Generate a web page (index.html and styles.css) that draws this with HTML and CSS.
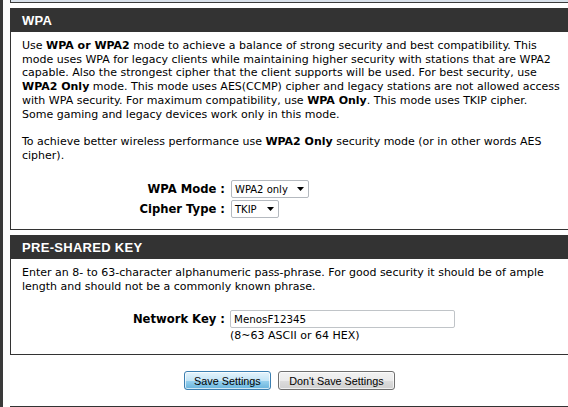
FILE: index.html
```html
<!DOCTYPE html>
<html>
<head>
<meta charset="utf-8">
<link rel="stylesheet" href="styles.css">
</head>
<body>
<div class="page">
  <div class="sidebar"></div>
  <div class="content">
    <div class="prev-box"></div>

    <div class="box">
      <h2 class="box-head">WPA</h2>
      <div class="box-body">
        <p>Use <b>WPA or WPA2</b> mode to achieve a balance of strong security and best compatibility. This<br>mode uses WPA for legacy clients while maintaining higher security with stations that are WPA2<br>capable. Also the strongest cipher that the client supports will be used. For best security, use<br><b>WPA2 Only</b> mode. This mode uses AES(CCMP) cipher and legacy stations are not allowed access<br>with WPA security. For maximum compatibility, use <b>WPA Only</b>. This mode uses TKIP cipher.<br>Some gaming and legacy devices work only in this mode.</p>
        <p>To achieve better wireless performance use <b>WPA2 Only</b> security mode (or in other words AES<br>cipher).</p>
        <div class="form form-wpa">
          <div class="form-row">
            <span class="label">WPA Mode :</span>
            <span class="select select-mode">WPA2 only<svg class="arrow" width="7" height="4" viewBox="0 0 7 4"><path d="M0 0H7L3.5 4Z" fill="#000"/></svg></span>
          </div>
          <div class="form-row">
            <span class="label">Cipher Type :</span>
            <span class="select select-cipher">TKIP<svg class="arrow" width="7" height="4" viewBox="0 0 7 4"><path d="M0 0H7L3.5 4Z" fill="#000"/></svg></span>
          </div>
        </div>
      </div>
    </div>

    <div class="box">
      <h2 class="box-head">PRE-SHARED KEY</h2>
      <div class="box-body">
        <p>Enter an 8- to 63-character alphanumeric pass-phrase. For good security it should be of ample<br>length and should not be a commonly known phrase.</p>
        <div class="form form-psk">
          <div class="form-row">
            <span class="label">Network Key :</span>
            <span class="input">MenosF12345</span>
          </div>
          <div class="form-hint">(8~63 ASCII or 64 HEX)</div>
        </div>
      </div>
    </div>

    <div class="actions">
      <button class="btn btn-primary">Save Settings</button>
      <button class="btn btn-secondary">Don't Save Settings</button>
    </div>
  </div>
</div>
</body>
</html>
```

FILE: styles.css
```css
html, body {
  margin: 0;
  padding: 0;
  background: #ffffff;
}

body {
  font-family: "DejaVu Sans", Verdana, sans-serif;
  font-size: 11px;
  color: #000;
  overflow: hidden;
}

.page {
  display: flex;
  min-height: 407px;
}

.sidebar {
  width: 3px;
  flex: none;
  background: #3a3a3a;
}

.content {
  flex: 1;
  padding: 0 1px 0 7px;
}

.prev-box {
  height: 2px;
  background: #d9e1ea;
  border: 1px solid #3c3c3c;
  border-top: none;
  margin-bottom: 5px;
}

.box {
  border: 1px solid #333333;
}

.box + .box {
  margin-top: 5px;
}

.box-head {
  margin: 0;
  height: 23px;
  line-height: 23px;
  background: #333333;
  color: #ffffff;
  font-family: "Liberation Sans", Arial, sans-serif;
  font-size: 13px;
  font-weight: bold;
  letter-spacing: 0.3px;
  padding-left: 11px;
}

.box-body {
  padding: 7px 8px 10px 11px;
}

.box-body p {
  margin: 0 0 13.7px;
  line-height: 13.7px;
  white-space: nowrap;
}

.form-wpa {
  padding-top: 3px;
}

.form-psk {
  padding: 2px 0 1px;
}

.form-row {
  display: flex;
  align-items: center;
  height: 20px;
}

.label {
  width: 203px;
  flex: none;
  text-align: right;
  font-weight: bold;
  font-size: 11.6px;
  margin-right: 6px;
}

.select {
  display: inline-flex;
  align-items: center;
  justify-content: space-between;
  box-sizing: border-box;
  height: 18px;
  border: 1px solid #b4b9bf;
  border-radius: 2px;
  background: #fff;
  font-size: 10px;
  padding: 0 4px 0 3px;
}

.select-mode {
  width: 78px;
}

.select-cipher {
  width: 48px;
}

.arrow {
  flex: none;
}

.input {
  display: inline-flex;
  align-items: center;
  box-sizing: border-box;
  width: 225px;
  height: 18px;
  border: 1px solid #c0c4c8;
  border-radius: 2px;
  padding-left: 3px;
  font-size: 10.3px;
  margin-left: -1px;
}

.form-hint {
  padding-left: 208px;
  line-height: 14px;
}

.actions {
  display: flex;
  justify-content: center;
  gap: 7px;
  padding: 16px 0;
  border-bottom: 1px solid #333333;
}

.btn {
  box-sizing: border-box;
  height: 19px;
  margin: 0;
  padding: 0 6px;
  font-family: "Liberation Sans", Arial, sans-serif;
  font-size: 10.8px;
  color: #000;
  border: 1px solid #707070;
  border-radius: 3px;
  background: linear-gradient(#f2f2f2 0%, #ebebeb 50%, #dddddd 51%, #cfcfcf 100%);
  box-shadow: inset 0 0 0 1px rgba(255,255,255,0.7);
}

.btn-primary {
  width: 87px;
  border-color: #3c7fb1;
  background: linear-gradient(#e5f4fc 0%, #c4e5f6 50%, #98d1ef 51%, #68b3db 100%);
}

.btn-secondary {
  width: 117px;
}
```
◇ ◇ ◇ ◇
AIM - All the lines above are to be given again exactly as they read, with the pictures removed.

REPLY TO THE EXERCISE -
Generate a web page (index.html and styles.css) that draws this with HTML and CSS.
FILE: index.html
```html
<!DOCTYPE html>
<html>
<head>
<meta charset="utf-8">
<link rel="stylesheet" href="styles.css">
</head>
<body>
<div class="page">
  <div class="sidebar"></div>
  <div class="content">
    <div class="prev-box"></div>

    <div class="box">
      <h2 class="box-head">WPA</h2>
      <div class="box-body">
        <p>Use <b>WPA or WPA2</b> mode to achieve a balance of strong security and best compatibility. This<br>mode uses WPA for legacy clients while maintaining higher security with stations that are WPA2<br>capable. Also the strongest cipher that the client supports will be used. For best security, use<br><b>WPA2 Only</b> mode. This mode uses AES(CCMP) cipher and legacy stations are not allowed access<br>with WPA security. For maximum compatibility, use <b>WPA Only</b>. This mode uses TKIP cipher.<br>Some gaming and legacy devices work only in this mode.</p>
        <p>To achieve better wireless performance use <b>WPA2 Only</b> security mode (or in other words AES<br>cipher).</p>
        <div class="form form-wpa">
          <div class="form-row">
            <span class="label">WPA Mode :</span>
            <span class="select select-mode">WPA2 only<svg class="arrow" width="7" height="4" viewBox="0 0 7 4"><path d="M0 0H7L3.5 4Z" fill="#000"/></svg></span>
          </div>
          <div class="form-row">
            <span class="label">Cipher Type :</span>
            <span class="select select-cipher">TKIP<svg class="arrow" width="7" height="4" viewBox="0 0 7 4"><path d="M0 0H7L3.5 4Z" fill="#000"/></svg></span>
          </div>
        </div>
      </div>
    </div>

    <div class="box">
      <h2 class="box-head">PRE-SHARED KEY</h2>
      <div class="box-body">
        <p>Enter an 8- to 63-character alphanumeric pass-phrase. For good security it should be of ample<br>length and should not be a commonly known phrase.</p>
        <div class="form form-psk">
          <div class="form-row">
            <span class="label">Network Key :</span>
            <span class="input">MenosF12345</span>
          </div>
          <div class="form-hint">(8~63 ASCII or 64 HEX)</div>
        </div>
      </div>
    </div>

    <div class="actions">
      <button class="btn btn-primary">Save Settings</button>
      <button class="btn btn-secondary">Don't Save Settings</button>
    </div>
  </div>
</div>
</body>
</html>
```

FILE: styles.css
```css
html, body {
  margin: 0;
  padding: 0;
  background: #ffffff;
}

body {
  font-family: "DejaVu Sans", Verdana, sans-serif;
  font-size: 11px;
  color: #000;
  overflow: hidden;
}

.page {
  display: flex;
  min-height: 407px;
}

.sidebar {
  width: 3px;
  flex: none;
  background: #3a3a3a;
}

.content {
  flex: 1;
  padding: 0 1px 0 7px;
}

.prev-box {
  height: 2px;
  background: #d9e1ea;
  border: 1px solid #3c3c3c;
  border-top: none;
  margin-bottom: 5px;
}

.box {
  border: 1px solid #333333;
}

.box + .box {
  margin-top: 5px;
}

.box-head {
  margin: 0;
  height: 23px;
  line-height: 23px;
  background: #333333;
  color: #ffffff;
  font-family: "Liberation Sans", Arial, sans-serif;
  font-size: 13px;
  font-weight: bold;
  letter-spacing: 0.3px;
  padding-left: 11px;
}

.box-body {
  padding: 7px 8px 10px 11px;
}

.box-body p {
  margin: 0 0 13.7px;
  line-height: 13.7px;
  white-space: nowrap;
}

.form-wpa {
  padding-top: 3px;
}

.form-psk {
  padding: 2px 0 1px;
}

.form-row {
  display: flex;
  align-items: center;
  height: 20px;
}

.label {
  width: 203px;
  flex: none;
  text-align: right;
  font-weight: bold;
  font-size: 11.6px;
  margin-right: 6px;
}

.select {
  display: inline-flex;
  align-items: center;
  justify-content: space-between;
  box-sizing: border-box;
  height: 18px;
  border: 1px solid #b4b9bf;
  border-radius: 2px;
  background: #fff;
  font-size: 10px;
  padding: 0 4px 0 3px;
}

.select-mode {
  width: 78px;
}

.select-cipher {
  width: 48px;
}

.arrow {
  flex: none;
}

.input {
  display: inline-flex;
  align-items: center;
  box-sizing: border-box;
  width: 225px;
  height: 18px;
  border: 1px solid #c0c4c8;
  border-radius: 2px;
  padding-left: 3px;
  font-size: 10.3px;
  margin-left: -1px;
}

.form-hint {
  padding-left: 208px;
  line-height: 14px;
}

.actions {
  display: flex;
  justify-content: center;
  gap: 7px;
  padding: 16px 0;
  border-bottom: 1px solid #333333;
}

.btn {
  box-sizing: border-box;
  height: 19px;
  margin: 0;
  padding: 0 6px;
  font-family: "Liberation Sans", Arial, sans-serif;
  font-size: 10.8px;
  color: #000;
  border: 1px solid #707070;
  border-radius: 3px;
  background: linear-gradient(#f2f2f2 0%, #ebebeb 50%, #dddddd 51%, #cfcfcf 100%);
  box-shadow: inset 0 0 0 1px rgba(255,255,255,0.7);
}

.btn-primary {
  width: 87px;
  border-color: #3c7fb1;
  background: linear-gradient(#e5f4fc 0%, #c4e5f6 50%, #98d1ef 51%, #68b3db 100%);
}

.btn-secondary {
  width: 117px;
}
```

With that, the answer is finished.